The demand for more German genre films is fueled by dedicated fans, filmmakers, and festivals. Now in its 34th year, Germany’s annual Fantasy Filmfest celebrates genre films as international cinematic art, presenting a touring festival in seven different German cities. Similarly, the Genrenale, launched in 2013, is Germany’s only “100% German Cinema” genre film festival. 

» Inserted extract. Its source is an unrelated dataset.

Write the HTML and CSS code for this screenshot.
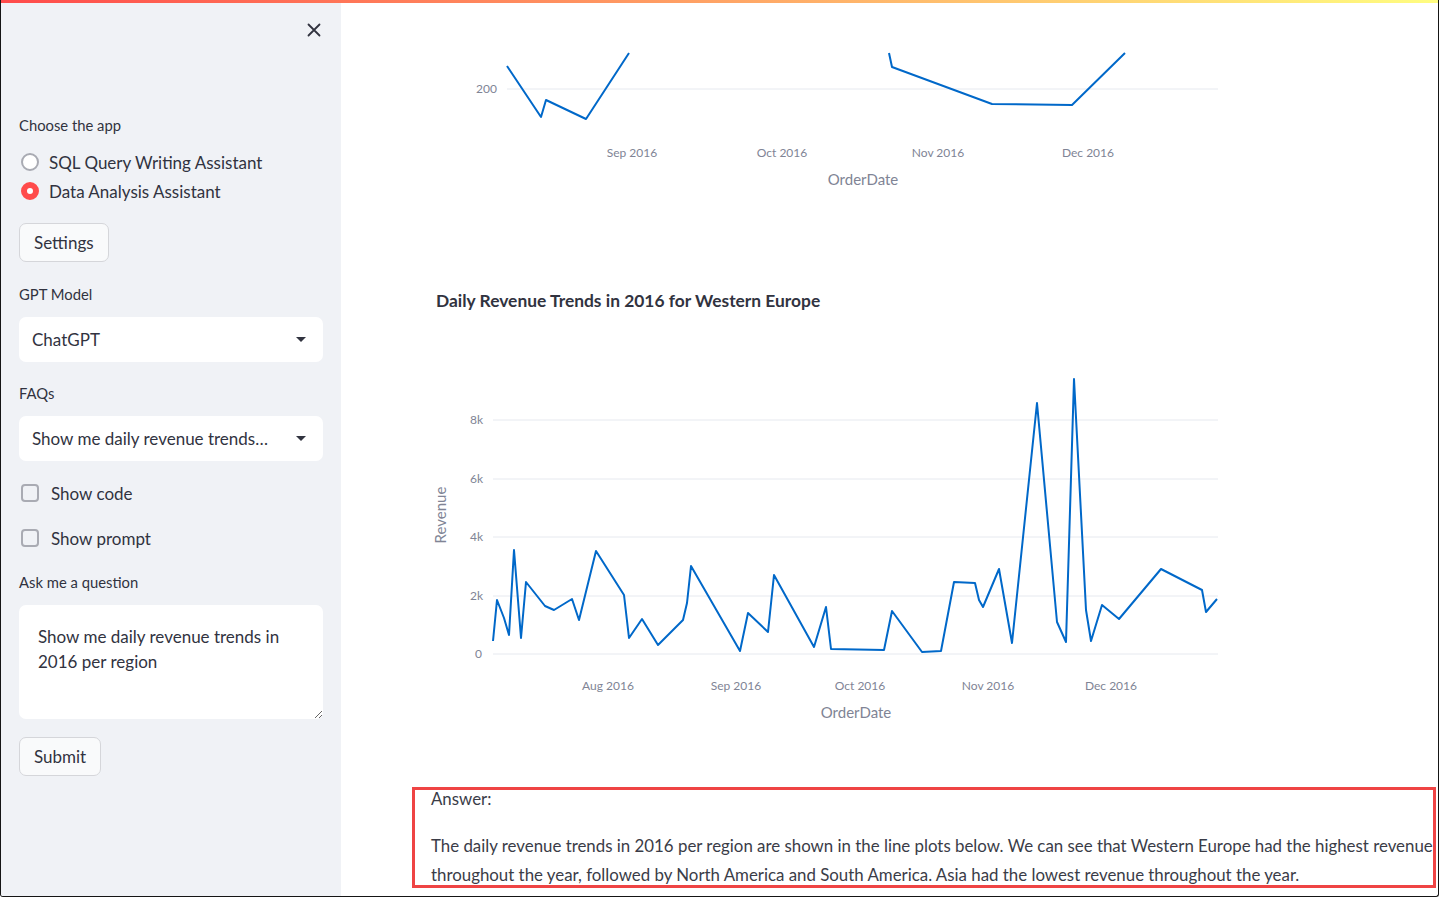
FILE: index.html
```html
<!DOCTYPE html>
<html lang="en">
<head>
<meta charset="utf-8">
<title>Data Analysis Assistant</title>
<link rel="stylesheet" href="styles.css">
</head>
<body>
<div class="frame">
  <div class="topbar"></div>
  <div class="app">
    <aside class="sidebar">
      <div class="sb-head">
        <button class="close" aria-label="Close sidebar">
          <svg width="14" height="14" viewBox="0 0 14 14"><path d="M1.5 1.5 L12.5 12.5 M12.5 1.5 L1.5 12.5" stroke="#31333f" stroke-width="1.8" stroke-linecap="round"/></svg>
        </button>
      </div>
      <div class="label">Choose the app</div>
      <div class="radios">
        <div class="radio"><span class="rdot"></span><span>SQL Query Writing Assistant</span></div>
        <div class="radio on"><span class="rdot"></span><span>Data Analysis Assistant</span></div>
      </div>
      <button class="btn btn-settings">Settings</button>
      <div class="label lbl-gpt">GPT Model</div>
      <div class="select"><span class="sel-text">ChatGPT</span><span class="caret"></span></div>
      <div class="label lbl-faq">FAQs</div>
      <div class="select"><span class="sel-text">Show me daily revenue trends…</span><span class="caret"></span></div>
      <div class="check chk-code"><span class="cbox"></span><span>Show code</span></div>
      <div class="check chk-prompt"><span class="cbox"></span><span>Show prompt</span></div>
      <div class="label lbl-ask">Ask me a question</div>
      <textarea class="ta" readonly>Show me daily revenue trends in 2016 per region</textarea>
      <button class="btn btn-submit">Submit</button>
    </aside>
    <main class="main">
      <svg class="chart chart1" width="820" height="160" viewBox="0 0 820 160">
        <line class="grid" x1="87" y1="49" x2="798" y2="49"/>
        <text class="tick" x="77" y="53" text-anchor="end">200</text>
        <polyline class="series" points="87,26 121,77 126,60 166,79 209,13"/>
        <polyline class="series" points="469,13 472,27 572,64 652,65 705,13"/>
        <text class="tick" x="212" y="117" text-anchor="middle">Sep 2016</text>
        <text class="tick" x="362" y="117" text-anchor="middle">Oct 2016</text>
        <text class="tick" x="518" y="117" text-anchor="middle">Nov 2016</text>
        <text class="tick" x="668" y="117" text-anchor="middle">Dec 2016</text>
        <text class="axis-title" x="443" y="145" text-anchor="middle">OrderDate</text>
      </svg>
      <svg class="chart chart2" width="820" height="460" viewBox="0 0 820 460">
        <text class="chart-title" x="16" y="37">Daily Revenue Trends in 2016 for Western Europe</text>
        <line class="grid" x1="73" y1="150" x2="798" y2="150"/>
        <line class="grid" x1="73" y1="209" x2="798" y2="209"/>
        <line class="grid" x1="73" y1="267" x2="798" y2="267"/>
        <line class="grid" x1="73" y1="326" x2="798" y2="326"/>
        <line class="grid" x1="73" y1="384" x2="798" y2="384"/>
        <text class="tick" x="63" y="154" text-anchor="end">8k</text>
        <text class="tick" x="63" y="213" text-anchor="end">6k</text>
        <text class="tick" x="63" y="271" text-anchor="end">4k</text>
        <text class="tick" x="63" y="330" text-anchor="end">2k</text>
        <text class="tick" x="62" y="388" text-anchor="end">0</text>
        <text class="axis-title" transform="translate(26,245) rotate(-90)" text-anchor="middle">Revenue</text>
        <polyline class="series" points="73,371 77,330 84,348 89,365 94,280 101,368 106,312 125,336 134,340 152,329 159,350 176,281 204,325 209,368 222,349 238,375 263,350 267,333 271,296 320,381 328,343 348,362 354,305 394,377 406,337 411,379 464,380 472,341 502,382 521,381 534,312 555,313 559,330 563,337 579,299 592,373 617,133 637,352 646,372 654,109 666,340 671,371 682,335 699,349 741,299 782,320 786,342 797,329"/>
        <text class="tick" x="188" y="420" text-anchor="middle">Aug 2016</text>
        <text class="tick" x="316" y="420" text-anchor="middle">Sep 2016</text>
        <text class="tick" x="440" y="420" text-anchor="middle">Oct 2016</text>
        <text class="tick" x="568" y="420" text-anchor="middle">Nov 2016</text>
        <text class="tick" x="691" y="420" text-anchor="middle">Dec 2016</text>
        <text class="axis-title" x="436" y="448" text-anchor="middle">OrderDate</text>
      </svg>
      <section class="answer">
        <p class="ans-label">Answer:</p>
        <p class="ans-text">The daily revenue trends in 2016 per region are shown in the line plots below. We can see that Western Europe had the highest revenue<br>throughout the year, followed by North America and South America. Asia had the lowest revenue throughout the year.</p>
      </section>
    </main>
  </div>
</div>
</body>
</html>
```

FILE: styles.css
```css
* { box-sizing: border-box; margin: 0; padding: 0; }
html, body { width: 1439px; height: 897px; overflow: hidden; background: #fff; }
body { font-family: "Lato", "Open Sans", sans-serif; color: #31333f; }

.frame {
  width: 1439px;
  height: 897px;
  border: 1px solid #151515;
  border-top: none;
  border-radius: 0 0 3px 3px;
  display: flex;
  flex-direction: column;
  overflow: hidden;
}
.topbar {
  height: 3px;
  flex: none;
  background: linear-gradient(90deg, rgb(255, 75, 75), rgb(255, 253, 128));
}
.app { flex: 1; display: flex; min-height: 0; }

/* Sidebar */
.sidebar {
  width: 340px;
  flex: none;
  background: #f0f2f6;
  padding: 0 18px;
  display: flex;
  flex-direction: column;
  font-size: 17px;
}
.sb-head { height: 112px; display: flex; justify-content: flex-end; padding-top: 18px; }
.close {
  width: 18px; height: 18px; border: none; background: transparent;
  display: flex; align-items: center; justify-content: center;
}
.label { font-size: 14.8px; line-height: 20px; height: 20px; }
.radios { margin-top: 15px; display: flex; flex-direction: column; gap: 5px; }
.radio, .check { display: flex; align-items: center; height: 24px; }
.rdot {
  width: 18px; height: 18px; border-radius: 50%;
  border: 2px solid #a9abb3; background: #fff;
  margin-left: 2px; margin-right: 10px; flex: none;
}
.radio.on .rdot { border: 6px solid #ff4b4b; background: #fff; }

.btn {
  align-self: flex-start;
  height: 39px;
  padding: 0 14px;
  font: inherit;
  font-size: 17px;
  color: #31333f;
  background: #f9fafb;
  border: 1px solid #d5d6da;
  border-radius: 7px;
}
.btn-settings { margin-top: 20px; }
.lbl-gpt { margin-top: 22px; }
.select {
  margin-top: 13px;
  height: 45px;
  background: #fff;
  border-radius: 7px;
  display: flex;
  align-items: center;
  padding: 0 17px 0 13px;
}
.sel-text { flex: 1; white-space: nowrap; overflow: hidden; }
.caret {
  width: 0; height: 0; flex: none;
  border-left: 5px solid transparent;
  border-right: 5px solid transparent;
  border-top: 5px solid #31333f;
}
.lbl-faq { margin-top: 21px; }
.chk-code { margin-top: 20px; }
.chk-prompt { margin-top: 21px; }
.cbox {
  width: 18px; height: 18px; border-radius: 4px;
  border: 2px solid #a9abb3; background: #f0f2f6;
  margin-left: 2px; margin-right: 12px; flex: none;
}
.lbl-ask { margin-top: 22px; }
.ta {
  margin-top: 13px;
  height: 114px;
  width: 100%;
  border: none;
  outline: none;
  border-radius: 7px;
  background: #fff;
  padding: 19px 19px;
  font: inherit;
  font-size: 17px;
  line-height: 25px;
  color: #31333f;
  resize: vertical;
}
.btn-submit { margin-top: 18px; }

/* Main */
.main {
  flex: 1;
  display: flex;
  flex-direction: column;
  padding-left: 70px;
  padding-top: 37px;
  min-width: 0;
}
.chart { display: block; margin-left: 9px; flex: none; overflow: visible; }
.chart2 { margin-top: 70px; }
.grid { stroke: #e6e9ef; stroke-width: 1; }
.series { fill: none; stroke: #0068c9; stroke-width: 2; stroke-linejoin: round; }
.tick { font-family: "Lato", sans-serif; font-size: 12px; fill: #808495; }
.axis-title { font-family: "Lato", sans-serif; font-size: 15px; fill: #808495; }
.chart-title { font-family: "Lato", sans-serif; font-size: 17.4px; font-weight: 700; fill: #31333f; }

.answer {
  margin: 57px 2px 0 1px;
  height: 101px;
  border: 3px solid #ef4444;
  padding: 0 0 0 16px;
  font-size: 16.85px;
  color: #3a3c47;
}
.ans-label { line-height: 18px; }
.ans-text { margin-top: 23px; line-height: 29px; white-space: nowrap; }
```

More and more, young German and Austrian directors are turning toward genre films for creative freedom found in few other genres, and are reaching international audiences. Of recent productions, the following films barely scratch the surface of contemporary German genre films. Til Kleinert’s Der Samurai (2014) is a gender-bending werewolf hunt through the German countryside, while Nikia Chryssos’ Der Bunker (2015) is a chilling chamber play set in a suburban family’s basement. Katrin Gebbe’s Tore Tanzt (2013) and her more recent German Film Award-nominated Pelikanblut (2019) take two hauntingly different approaches to family dynamics, as does Ich seh, Ich seh (2014), directed by Severin Fiala and Veronika Franz. But not all genre films are destined to remain niche market films. Andreas Prochaska’s Das Finstere Tal (2014), blends elements of the western, thriller, and horror, all of which earned the film team eight German Film Awards. The 2014 cyber-crime Thriller Who Am I – Kein System ist sicher was a German box office success with over 800,000 viewers, helping Baran Bo Odar get his foot in the Hollywood door, and secure a deal with Netflix for the internationally acclaimed series Dark, which he wrote, produced and directed, and is steeped in genre film sensibilities. Even established German filmmaker Fatih Akin’s incredibly graphic portrait of serial killer Fritz Honka, Der Goldene Handschuh (2019), was nominated for five German Film Awards, winning for best makeup. Premiering in the Perspective Deutsches Kino (Perspectives on German Cinema) section at the 2020 Berlinale, Michael Venus’ debut film Schlaf (2020) is a slow-burning, haunting blend of fairytale-like nightmares intertwined with a psychological thriller that blurs the lines between dreams and reality, and offers a glimpse into the future of German genre film, while at the same time digging into the recent German past.

All signs indicate that German genre films are here to stay.